Back in 1989, when Field of Dreams was released, Irish moralists would have had to work hard to get aggrieved about the material on the English curriculum. But it seems we are now living in a wider simulacrum of that amusing scene. This week it was revealed that more than 40 complaints had been received about books being studied by Junior Cert and Leaving Cert English students.
The reports made much of whinges about Emma Donoghue’s Room and Margaret Atwood’s The Handmaid’s Tale. The latter novel, one of the great feminist texts of the past half-century, was described as being “nothing but sadistic, upsetting and of no moral learning”. Another email, released to this newspaper under the Freedom of Information Act, described material on the reading lists as “offensive, abhorrent and clearly unsuitable for minors”.
If you want more of this stuff, make your way to the blog Irish Parents Review English Curriculum. The contributing mums and dads are tolerant of Michael Curtiz’s Casablanca and Daphne du Maurier’s Rebecca, but little else gets a clean bill of health. Just listen to the filthy content in John Carney’s film Sing Street. “A piece of graffiti in the background reads: ‘I rode your Ma!’ … A teenage character says: ‘Lick my balls’ … ‘a mother is seen putting batteries into a dildo,’ ” we read. “ ‘Ride me sideways’ was another one,” Mrs Doyle from Father Ted might have added.
Here is where we wearily pull on the robes of fair play and confirm, with as much sincerity as we can muster, that parents – indeed, all citizens – have every right to express their views about the content in educational curriculums. And others have the right to wave those complaints away.
The most exhausting and unconvincing genre of whinge drafts children into the indictment. “I asked my daughter what she thought of the dirty book,” someone I’ve made up writes. “And she agreed with me that it was disgraceful, unnecessary and ungodly.” One can’t help but imagine poor little Aoife nodding along obediently as she attempts to get back to her bedroom and her Spotify playlist of sexually explicit Cardi B songs. Be honest. What would you say?
Censoriousness does not come from the Christian right alone. The recent decision by James Gillespie’s High School in Edinburgh to stop teaching To Kill a Mockingbird due to its “use of the N-word and . . . the white saviour motif” demonstrates a differently worrying class of puritanism. But the vanguard is likely to remain those who, in Amy Madigan’s terms, lived through the 1950s twice (or however we define the contemporary equivalent).
There is, among these arguments, a perennial inability to grasp that representation does not imply endorsement. It is hard to imagine anyone coming away from The Handmaid’s Tale with a desire to emulate the oppression of women there epicted. It is plainly nonsense to suggest that the book offers “no moral learning”. The temptation to cheaply point at Shakespeare is particularly irresistible in a year that finds King Lear sitting beside Room and The Handmaid’s Tale on the curriculum. I studied that play for the Leaving Cert 40 years ago and have not yet been tempted to pluck out any eyes in the gruesome manner Cornwall and Regan demonstrate in act three.

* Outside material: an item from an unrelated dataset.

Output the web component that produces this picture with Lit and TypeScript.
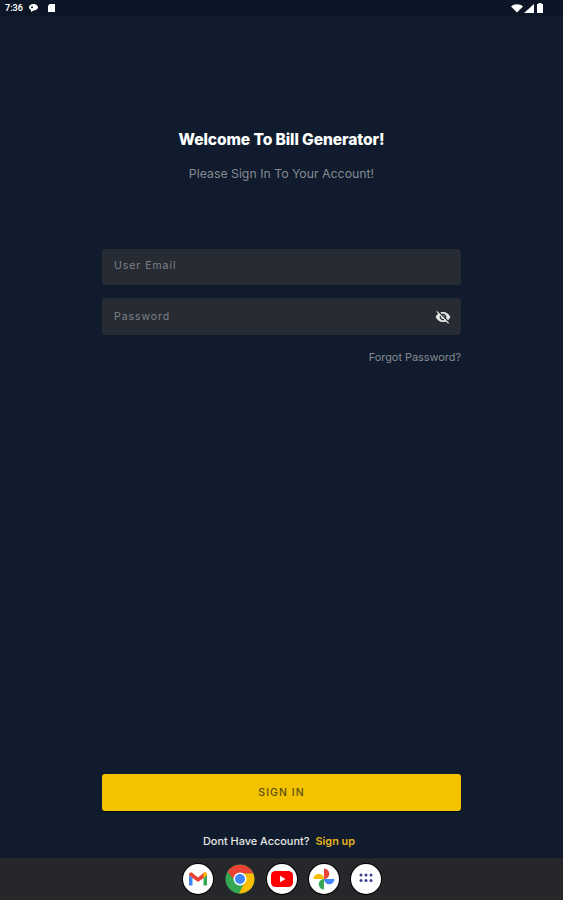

Yes, some of the events depicted in the disputed texts are upsetting. They are supposed to be upsetting. If it is worth pondering the prevalence of misogyny in society then, as Atwood does in The Handmaid’s Tale, it is worth imagining its hyperbolic extremes. Few of the arguments in the published complaints clarify what deleterious effect such material is supposed to have on young people. There are allegations they will be “desensitised”. But these students – many not all that young – are also supposed to be “disturbed” by the material. Can those two things go together?
The real fear is, perhaps, that students will cope perfectly adequately and will escape the constraining cultural prejudices of their parents. In short, the worry is they will grow up. It comes to most of us in the end, and it’s preferable to the alternative.